Weekly Thoughts


Weekly Thoughts: Stock-Based Compensation

Here is a topic that caught our eye this week:

Stock-Based Compensation

Last month, Microsoft announced a deal to acquire LinkedIn for $26.2 billion. While most people have been focusing on the magnitude of the deal or the implied price per LinkedIn user to compare it to other social networks (it’s about $60, 2x that of Twitter), we have been reading about the company for an entirely different reason. In the past, we have written about compensation with a general focus on employee engagement and motivation, but this week we were interested to learn about the magnitude to which stock-based compensation is used among technology companies and the problems the practice can create.

According to Mark Mahaney, a technology analyst at RBC Capital Markets, “LinkedIn is among the most aggressive in using share-based compensation — there is no question about that.” To put some quantitative context around that statement, LinkedIn paid employees $510 million in stock in 2015, representing 17% of its revenues and a staggering 96% of its operating income (Twitter ranks first in this category with stock-based compensation totaling 39% of revenue). The trend is also industry-wide with data from Equilar indicating the median number of shares granted to executives and employees at tech companies is 77% more than across the entire S&P 1500.

In addition to the scale of the expense itself, the financial disclosure surrounding it is worth noting. While the cost is fully captured under GAAP accounting, the expense is non-cash, leading companies to back the cost out of reported earnings to produce Non-GAAP adjusted numbers, which they tout as more indicative of the operating performance of the business. This is fairly common for public companies (GAAP isn’t perfectly suited for all companies) but a look below at a Motley Fool table of three large stock-based compensation paying tech companies paints a pretty obvious picture that “profitability” generally depends on these adjustments.

When growth is strong and stock prices are on the rise, these adjustments tend to get taken at face value. Recently, however, investors have started to pay more attention to this line item as an indicator of earnings quality. “There are a variety of ways to look at this issue, but our general bias is that the lower the dependence on stock-based compensation, the higher the quality of the P&L,” says Mahaney in a recent research report. Warren Buffett, in his annual letter to shareholders, is even more critical of the practice:

“It has become common for managers to tell their owners to ignore certain expense items that are all too real….Stock-based compensation is the most egregious example. The very name says it all: ‘compensation.’ If compensation isn’t an expense, what is it? And, if real and recurring expenses don’t belong in the calculation of earnings, where in the world do they belong?”

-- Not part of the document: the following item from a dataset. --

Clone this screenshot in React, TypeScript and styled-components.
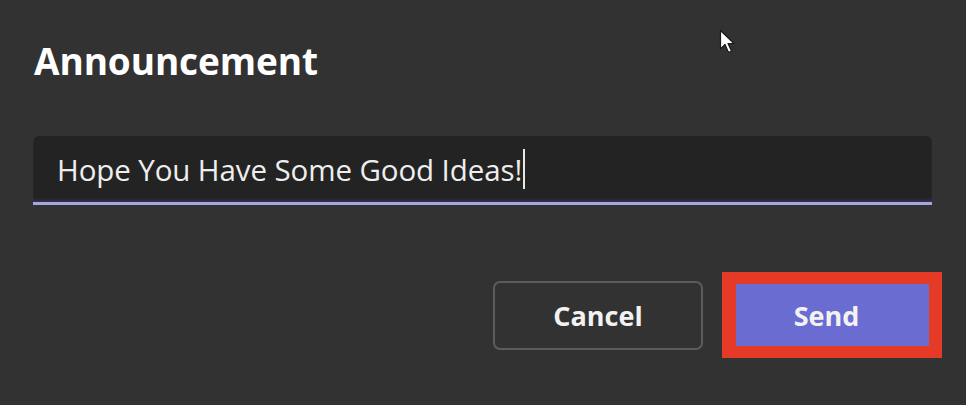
import React from "react";
import styled, { createGlobalStyle } from "styled-components";

const Global = createGlobalStyle`
  html, body { margin: 0; padding: 0; background: #323232; }
  body { font-family: "Open Sans", "Noto Sans", sans-serif; color: #fff; }
`;

const Page = styled.div`
  position: relative;
  width: 966px;
  height: 405px;
  background: #323232;
  overflow: hidden;
  padding: 38px 24px 0 33px;
  box-sizing: border-box;
  display: flex;
  flex-direction: column;
`;

const Title = styled.h1`
  margin: 0 0 0 1px;
  font-size: 37px;
  line-height: 46px;
  font-weight: 700;
  color: #ffffff;
  letter-spacing: -0.1px;
`;

const Field = styled.div`
  margin-top: 52px;
  width: 899px;
  height: 69px;
  box-sizing: border-box;
  background: #232323;
  border-radius: 6px 6px 0 0;
  border-bottom: 3px solid #a6a6de;
  box-shadow: inset 0 -3px 4px -2px #3a3a6a;
  padding: 0 0 0 24px;
  display: flex;
  align-items: center;
`;

const FieldText = styled.span`
  font-size: 29.5px;
  color: #eeeeee;
  letter-spacing: -0.1px;
`;

const Caret = styled.span`
  display: inline-block;
  width: 2px;
  height: 40px;
  background: #e8e8e8;
  margin-left: 1px;
`;

const Actions = styled.div`
  margin-top: 67px;
  display: flex;
  justify-content: flex-end;
  align-items: center;
  gap: 19px;
`;

const Button = styled.button<{ $primary?: boolean }>`
  font-family: "Open Sans", "Noto Sans", sans-serif;
  font-weight: 700;
  font-size: 27px;
  color: #f2f2f2;
  cursor: pointer;
  border-radius: ${(p) => (p.$primary ? "0" : "7px")};
  border: ${(p) => (p.$primary ? "none" : "2px solid #5c5c5c")};
  background: ${(p) => (p.$primary ? "#6a6cd2" : "transparent")};
  width: ${(p) => (p.$primary ? "193px" : "210px")};
  height: ${(p) => (p.$primary ? "62px" : "69px")};
  display: flex;
  align-items: center;
  justify-content: center;
  padding: ${(p) => (p.$primary ? "0 12px 0 0" : "0")};
  box-sizing: border-box;
`;

const Highlight = styled.div`
  border: solid #e53b26;
  border-width: 12px 13px 12px 14px;
  display: flex;
`;

const Pointer = styled.svg`
  position: absolute;
  left: 719px;
  top: 29px;
`;

export default function App() {
  return (
    <>
      <Global />
      <Page>
        <Title>Announcement</Title>
        <Field>
          <FieldText>Hope You Have Some Good Ideas!</FieldText>
          <Caret />
        </Field>
        <Actions>
          <Button>Cancel</Button>
          <Highlight>
            <Button $primary>Send</Button>
          </Highlight>
        </Actions>
        <Pointer width="20" height="28" viewBox="0 0 20 28">
          <path
            d="M1.5 1.5 L1.5 20 L6 15.5 L9.5 23.5 L12.5 22 L9 14.5 L15 14.5 Z"
            fill="#ffffff"
            stroke="#1a1a1a"
            strokeWidth="1.2"
            strokeLinejoin="round"
          />
        </Pointer>
      </Page>
    </>
  );
}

In LinkedIn’s case, their stock-based compensation program turned burdensome when the stock dropped 40% in one day after guiding to weaker than expected growth in 2017. With competition for talent at tech companies notoriously fierce, employees have options (pun intended) elsewhere and have little patience to weather a drop in implied pay of that magnitude. “If the stock had stayed down, [LinkedIn] would have seen employee churn,” said Mahaney. Rather than re-striking employee options or simply issuing more shares to make them whole (and further increasing the burden of stock-based compensation on earnings), LinkedIn found a different option: sell out. Of course, you won’t hear LinkedIn management saying that the weight of their stock-based compensation forced their hand, but founder Reid Hoffman does admit that the trend in employment played a role: “The biggest companies in the Valley — Facebook, Google and a few others — had pulled way ahead of the pack by increasing and earning the largest valuations, making it harder for smaller tech companies to attract top talent.”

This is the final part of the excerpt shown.